The unemployment-insurance program involves a balance between compassion—providing for persons temporarily without work—and efficiency. The loss in efficiency results partly because the program subsidizes unemployment, causing insufficient job-search, job-acceptance and levels of employment. A further inefficiency concerns the distortions from the increases in taxes required to pay for the program.

Peak Unemployment Rate Nov-Dec 82 Oct 09
Unemployment Rate 10.8% 10.1%
Mean Duration (Weeks) 17.6 27.2
Long-term Share 20.4% 36.0%

Peak Mean Duration (Weeks) Jul 83 June 10
Unemployment Rate 9.4% 9.5%
Mean Duration (Weeks) 21.2 35.2
Long-term Share 24.5% 46.2%

When considering the tradeoff, it would be nice to know the size of the efficiency loss.  Barro compares the current recession to that of 1982.  I have placed the data he discusses into two tables.  The first is a snapshot of long-term unemployment statistics when the unemployment rate peaked during the 1982 recession and the current recession.  The second looks at these statistics when the average weeks of unemployment peaked.    Barro notes that long-term unemployment is a more prominent feature of this recession and that unemployment benefits were not extended in the 1982 recession but were extended from 26 weeks to 99 weeks during the current recession.  He offers the extension of unemployment benefits as a possible explanation, he considers no others.  He asks what the world might be like if the benefits were not extended and assumes that peak unemployment would have held at 24.5% of unemployed as it did in 1983, then total unemployment would have been 10.4 million rather than 14.6 and the unemployment rate would have been 6.8% rather than 9.5%.

This is a “back of the envelope” calculation that Barro calls “rough.”  I would consider two other factors if I were to attempt a more sophisticated model.  I would control for the age of the labor force, which has gotten older.  As another blogger, Calculated Risk, observed in “Older, more educated workers, have highest length of unemployment” in a tell-all title, older, more educated workers have the highest length of unemployment.  This raises an issue of causality.  Is the job search for these workers inherently longer than in the past or do they take longer to search for a perfect fit job because unemployment benefits have been extended?  Both may be true.  The latter explanation supports Barro’s hypothesis.
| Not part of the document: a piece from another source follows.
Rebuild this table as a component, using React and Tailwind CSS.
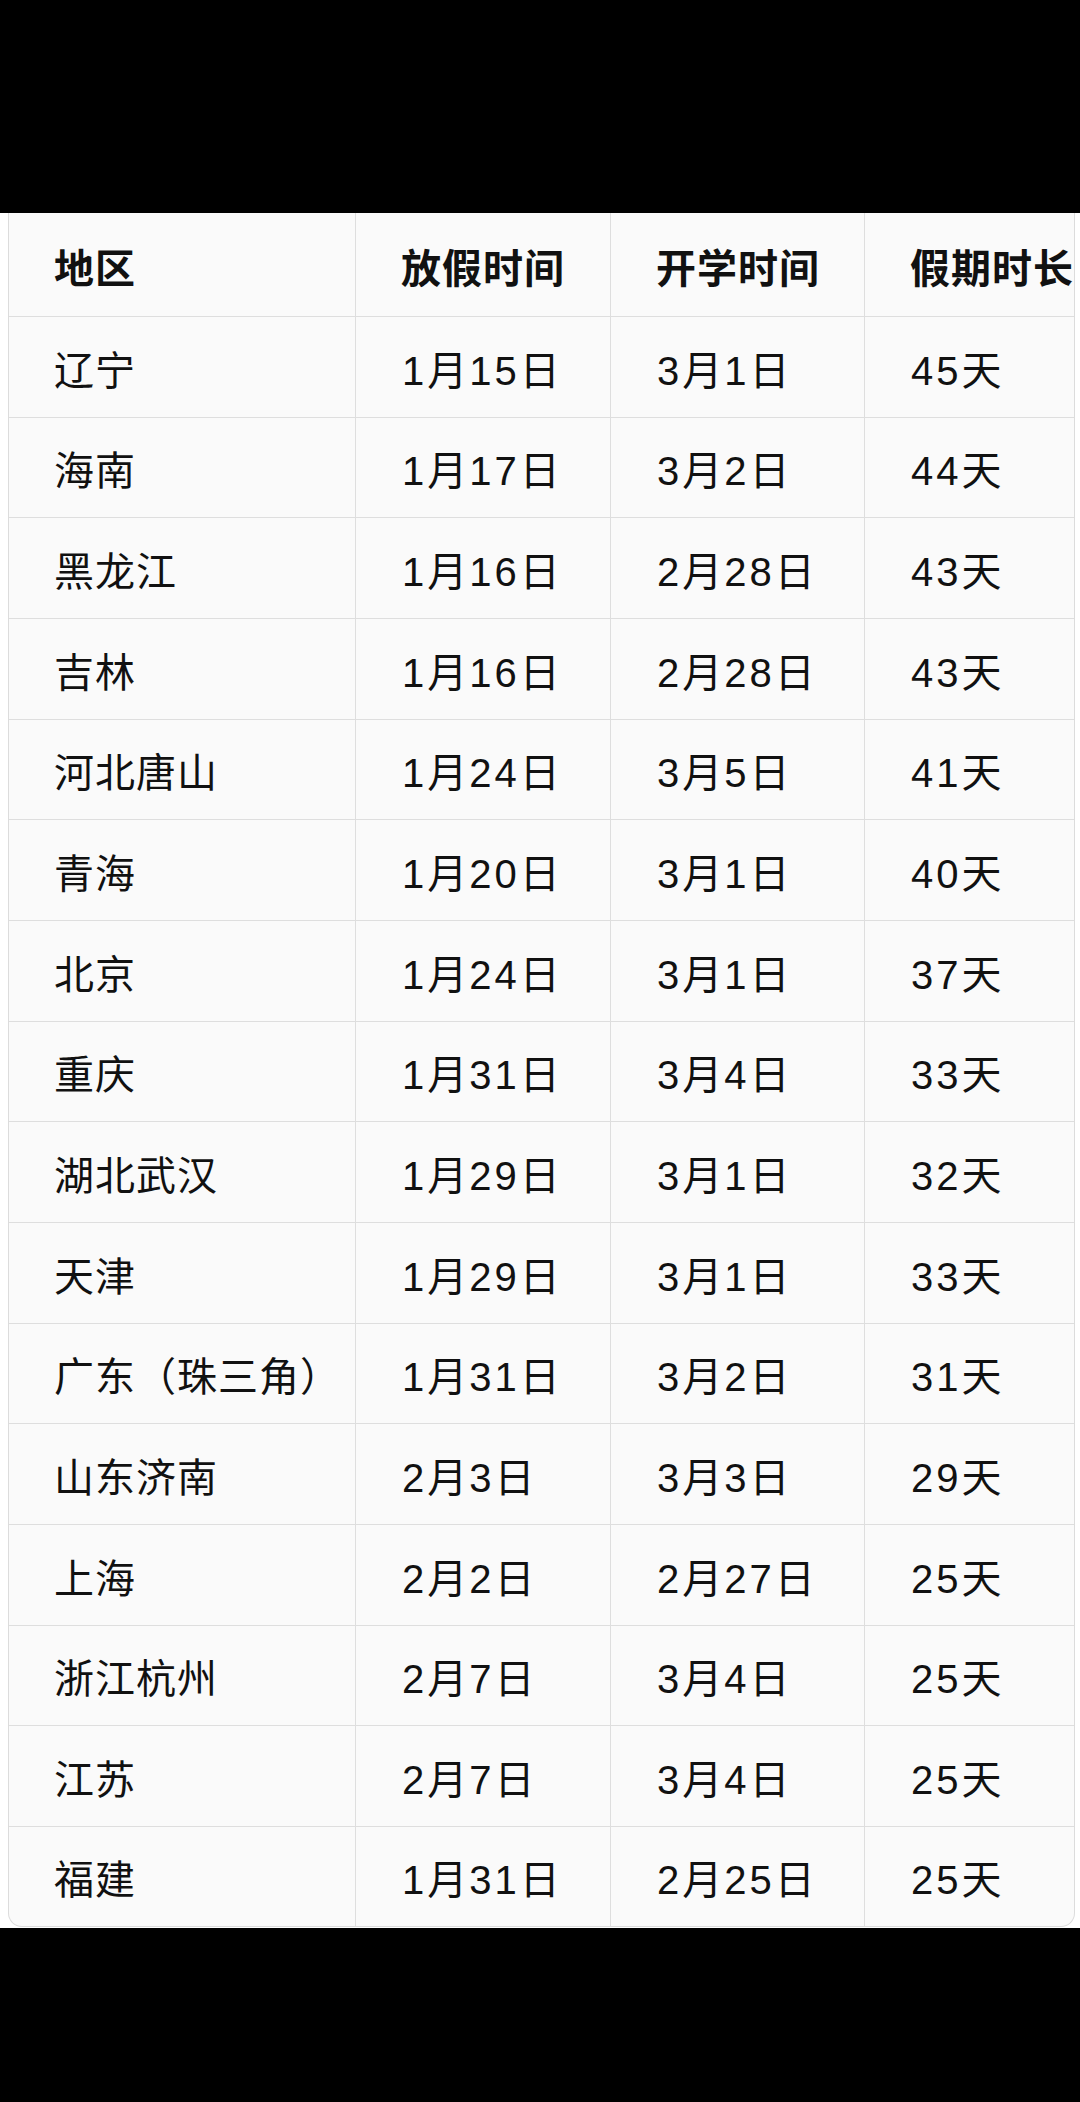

A second issue of note is that the unemployment rate, which is found by dividing the number of unemployed by the labor force participation rate, may influence the number of labor force participants.  High levels of unemployment discourage workers who drop out of the labor force.  As the economy improves, these workers may reenter the labor force keeping the unemployment rate higher than it would have been if the labor force remained constant through the recovery.  Barro assumes that the labor force participation rate does not change.